After the occupation of the territory of the then South West Africa, Germany in 1902 confirmed Hoachanas as the home area of the Red Nation and created a reserve of 50 000 hectares.
However, the traditional structures of the Nama people were destroyed, and Hoachanas lost its importance as a community centre. All land and livestock was confiscated by the Germans, and the Red Nation only got a new chief in 1922.
However, during the South African regime, attempts were made to have the Nama move to their bantustan in the area of Tses and Aminuis north of Keetmanshoop.
They decreased the size of the Hoachanas reserve to 14 000 hectares and obtained an eviction order that was confirmed by the High Court in Windhoek in 1959.
According to the Nangof, the South African administrator-general told the community that they would be forced to “chew the stones” that remained on the small piece of land.
Chief Kooper says that after 25 years independence the statement made by the then South African colonial chief for the country still remains true for the people of Hoachanas.
He stressed that the situation was worsened by what he described as the ‘unfair resettlement programme of government’.
“What the colonial masters said hitherto is now true; that we will be eating stones if we don’t vacate the farmland where they are now,” Kooper said.
The Hoachanas residents claimed resettlement farms bought since 2012 have been allocated to people from the northern regions including Zambezi, Kavango, Ohangwena, Oshana, Ohangwena, Omusati and Oshikoto.
Kooper made reference to the UN Declaration on the Rights of Indigenous Peoples which Namibia ratified. It calls on members states to recognise the urgent need to respect and promote the inherited rights of indigenous peoples.
Meanwhile Sima Luipert said the civil society is disheartened and disappointed, that most of the crucial resolutions taken at the First National Land Conference held in 1991 were not implemented.
The resolutions among others includes’ expropriation of land owned by absentee landlords and prioritising generational farmworkers for resettlement on farms bought by government.
“The same government that has committed itself to prioritising generational farmworkers is first to evict these farmers,” she charged.
The land consultations are being undertaken countrywide by the land reform working group of the Namibian Non-Governmental Organisations Forum (Nangof).
The working group is headed pre-independence student stalwarts and now activists, Uhuru Dempers and Sima Luipert.
The residents of Hoachanas at the consultative meeting demanded that the acute landlessness of the settlement be on the agenda of the coming government land conference and that it should be presented as a ‘special case study’. They also demanded that the current resettlement programme be abolished because it is ‘unjust as it favours only the well-connected at the expense of the majority of Hoachanas inhabitants who lost their ancestral land’, the community says.
Chief Petrus Kooper, traditional leader of the Kai//Khau Nama clan of the area was quoted as saying that their demand is made because of the fact that they lost 90% of their ancestral land through forceful colonial dispossession.

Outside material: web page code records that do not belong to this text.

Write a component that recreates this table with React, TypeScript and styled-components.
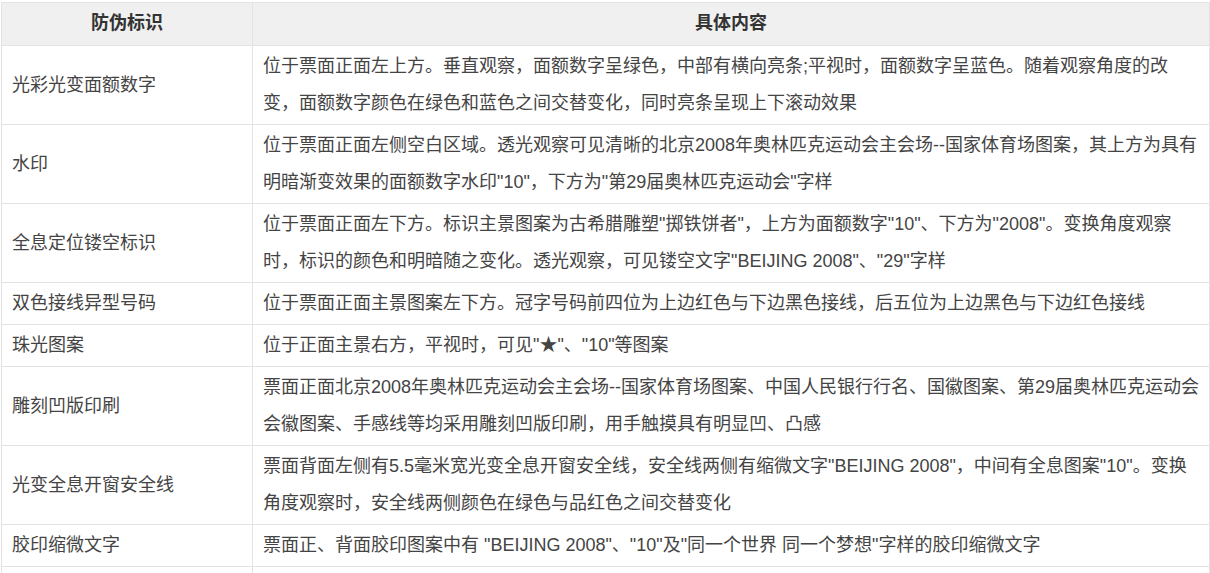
import styled, { createGlobalStyle } from 'styled-components';

const GlobalStyle = createGlobalStyle`
  body {
    margin: 0;
    background: #ffffff;
    font-family: 'Liberation Sans', 'Noto Sans CJK SC', sans-serif;
  }
`;

const Wrapper = styled.div`
  padding: 2px 0 0 1px;
`;

const Table = styled.table`
  width: 1209px;
  border-collapse: collapse;
  table-layout: fixed;
  font-size: 18px;
  color: #333333;
`;

const HeadCell = styled.th`
  background-color: #f0f0f0;
  font-weight: bold;
  text-align: center;
  line-height: 37px;
  padding: 2px 10px 3px;
  border: 1px solid #e3e3e3;
  color: #333333;
`;

const Cell = styled.td<{ $wide?: boolean }>`
  text-align: left;
  vertical-align: middle;
  line-height: 37px;
  padding: 2px ${({ $wide }) => ($wide ? '8px' : '10px')} 2px 10px;
  border: 1px solid #e3e3e3;
  color: #444444;
  word-break: break-all;
`;

const rows = [
  {
    name: '光彩光变面额数字',
    text: '位于票面正面左上方。垂直观察，面额数字呈绿色，中部有横向亮条;平视时，面额数字呈蓝色。随着观察角度的改变，面额数字颜色在绿色和蓝色之间交替变化，同时亮条呈现上下滚动效果',
  },
  {
    name: '水印',
    text: '位于票面正面左侧空白区域。透光观察可见清晰的北京2008年奥林匹克运动会主会场--国家体育场图案，其上方为具有明暗渐变效果的面额数字水印"10"，下方为"第29届奥林匹克运动会"字样',
  },
  {
    name: '全息定位镂空标识',
    text: '位于票面正面左下方。标识主景图案为古希腊雕塑"掷铁饼者"，上方为面额数字"10"、下方为"2008"。变换角度观察时，标识的颜色和明暗随之变化。透光观察，可见镂空文字"BEIJING 2008"、"29"字样',
  },
  {
    name: '双色接线异型号码',
    text: '位于票面正面主景图案左下方。冠字号码前四位为上边红色与下边黑色接线，后五位为上边黑色与下边红色接线',
  },
  {
    name: '珠光图案',
    text: '位于正面主景右方，平视时，可见"★"、"10"等图案',
  },
  {
    name: '雕刻凹版印刷',
    text: '票面正面北京2008年奥林匹克运动会主会场--国家体育场图案、中国人民银行行名、国徽图案、第29届奥林匹克运动会会徽图案、手感线等均采用雕刻凹版印刷，用手触摸具有明显凹、凸感',
  },
  {
    name: '光变全息开窗安全线',
    text: '票面背面左侧有5.5毫米宽光变全息开窗安全线，安全线两侧有缩微文字"BEIJING 2008"，中间有全息图案"10"。变换角度观察时，安全线两侧颜色在绿色与品红色之间交替变化',
  },
  {
    name: '胶印缩微文字',
    text: '票面正、背面胶印图案中有 "BEIJING 2008"、"10"及"同一个世界 同一个梦想"字样的胶印缩微文字',
  },
  {
    name: '\u00a0',
    text: '\u00a0',
  },
];

const App = () => {
  return (
    <>
      <GlobalStyle />
      <Wrapper>
        <Table>
          <colgroup>
            <col style={{ width: 251 }} />
            <col />
          </colgroup>
          <thead>
            <tr>
              <HeadCell>防伪标识</HeadCell>
              <HeadCell>具体内容</HeadCell>
            </tr>
          </thead>
          <tbody>
            {rows.map((row, i) => (
              <tr key={i}>
                <Cell>{row.name}</Cell>
                <Cell $wide>{row.text}</Cell>
              </tr>
            ))}
          </tbody>
        </Table>
      </Wrapper>
    </>
  );
};

export default App;
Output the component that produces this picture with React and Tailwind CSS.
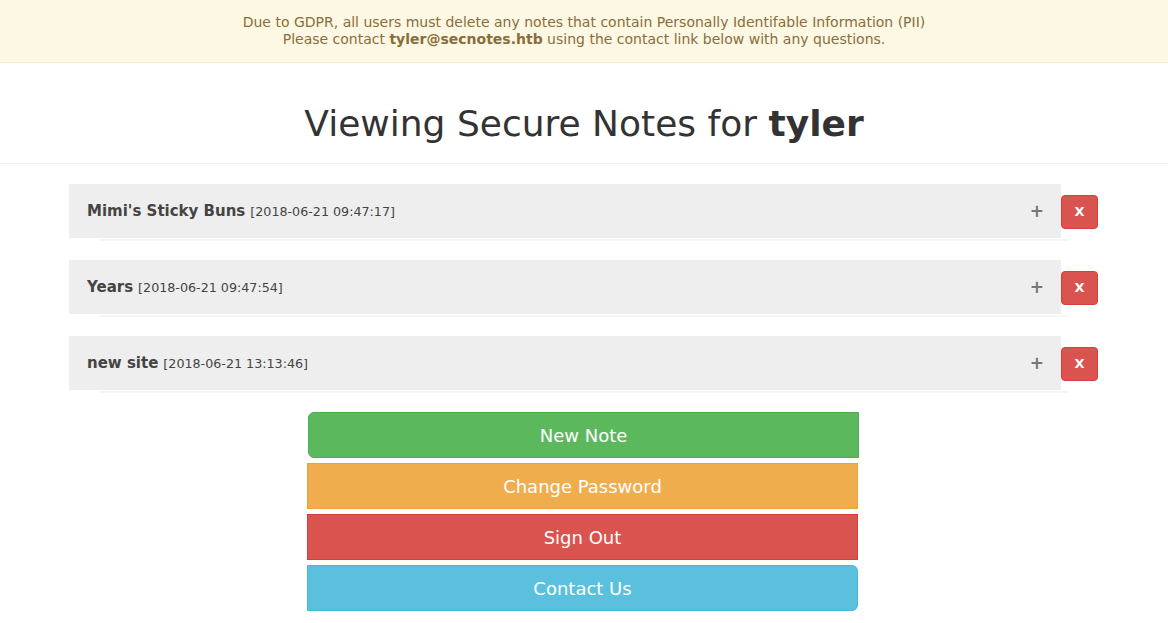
import React from "react";

const notes = [
  { title: "Mimi's Sticky Buns", date: "[2018-06-21 09:47:17]" },
  { title: "Years", date: "[2018-06-21 09:47:54]" },
  { title: "new site", date: "[2018-06-21 13:13:46]" },
];

export default function App() {
  return (
    <div className="min-h-[623px] bg-white text-[#333]" style={{ fontFamily: '"DejaVu Sans", sans-serif' }}>
      <div className="bg-[#fcf8e3] border-b border-[#faebcc] text-[#8a6d3b] text-center text-[14px] leading-[17px] pt-[14px] pb-[14px]">
        <div>Due to GDPR, all users must delete any notes that contain Personally Identifable Information (PII)</div>
        <div>
          Please contact <b>tyler@secnotes.htb</b> using the contact link below with any questions.
        </div>
      </div>

      <div className="border-b border-[#eee] pt-[41px] pb-[19px]">
        <h1 className="text-center text-[36px] leading-[40px] text-[#333]">
          Viewing Secure Notes for <b>tyler</b>
        </h1>
      </div>

      <div className="flex flex-col items-start pl-[69px] pt-[20px] gap-[19px]">
        {notes.map((n) => (
          <div key={n.title} className="flex">
            <div className="w-[992px] flex flex-col">
              <div className="h-[54px] bg-[#eee] flex items-center pl-[18px] pr-[18px]">
                <span className="text-[15px] font-bold text-[#444] mt-[1px]">{n.title}</span>
                <span className="text-[12.7px] text-[#444] ml-[5px] mt-[2px]">{n.date}</span>
                <span className="ml-auto mr-[-1px] text-[17px] font-bold text-[#777] leading-none">+</span>
              </div>
              <div className="h-[2px] ml-[30px] w-[969px] mt-[1px] bg-[#f6f6f6]" />
            </div>
            <div className="pt-[11px]">
              <button className="w-[37px] h-[34px] bg-[#d9534f] border border-[#d43f3a] rounded-[4px] text-white text-[13px] font-bold flex items-center justify-center">
                X
              </button>
            </div>
          </div>
        ))}
      </div>

      <div className="flex flex-col items-start pl-[307px] pt-[19px] gap-[5px]">
        <button className="w-[551px] h-[46px] ml-[1px] bg-[#5cb85c] border border-[#4cae4c] rounded-l-[6px] text-white text-[18px]">New Note</button>
        <button className="w-[551px] h-[46px] bg-[#f0ad4e] border border-[#eea236] text-white text-[18px]">Change Password</button>
        <button className="w-[551px] h-[46px] bg-[#d9534f] border border-[#d43f3a] text-white text-[18px]">Sign Out</button>
        <button className="w-[551px] h-[46px] bg-[#5bc0de] border border-[#46b8da] rounded-r-[6px] text-white text-[18px]">Contact Us</button>
      </div>
    </div>
  );
}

The settlement at Hoachanas dates back to at least 1695, and to date, is the main settlement of the Khai?khaun (Red Nation).
After the occupation of the territory of the then South West Africa, Germany in 1902 confirmed Hoachanas as the home area of the Red Nation and created a reserve of 50 000 hectares.
However, the traditional structures of the Nama people were destroyed, and Hoachanas lost its importance as a community centre. All land and livestock was confiscated by the Germans, and the Red Nation only got a new chief in 1922.
However, during the South African regime, attempts were made to have the Nama move to their bantustan in the area of Tses and Aminuis north of Keetmanshoop.
They decreased the size of the Hoachanas reserve to 14 000 hectares and obtained an eviction order that was confirmed by the High Court in Windhoek in 1959.
According to the Nangof, the South African administrator-general told the community that they would be forced to “chew the stones” that remained on the small piece of land.
Chief Kooper says that after 25 years independence the statement made by the then South African colonial chief for the country still remains true for the people of Hoachanas.
He stressed that the situation was worsened by what he described as the ‘unfair resettlement programme of government’.
“What the colonial masters said hitherto is now true; that we will be eating stones if we don’t vacate the farmland where they are now,” Kooper said.
The Hoachanas residents claimed resettlement farms bought since 2012 have been allocated to people from the northern regions including Zambezi, Kavango, Ohangwena, Oshana, Ohangwena, Omusati and Oshikoto.
Kooper made reference to the UN Declaration on the Rights of Indigenous Peoples which Namibia ratified. It calls on members states to recognise the urgent need to respect and promote the inherited rights of indigenous peoples.
Meanwhile Sima Luipert said the civil society is disheartened and disappointed, that most of the crucial resolutions taken at the First National Land Conference held in 1991 were not implemented.
The resolutions among others includes’ expropriation of land owned by absentee landlords and prioritising generational farmworkers for resettlement on farms bought by government.
“The same government that has committed itself to prioritising generational farmworkers is first to evict these farmers,” she charged.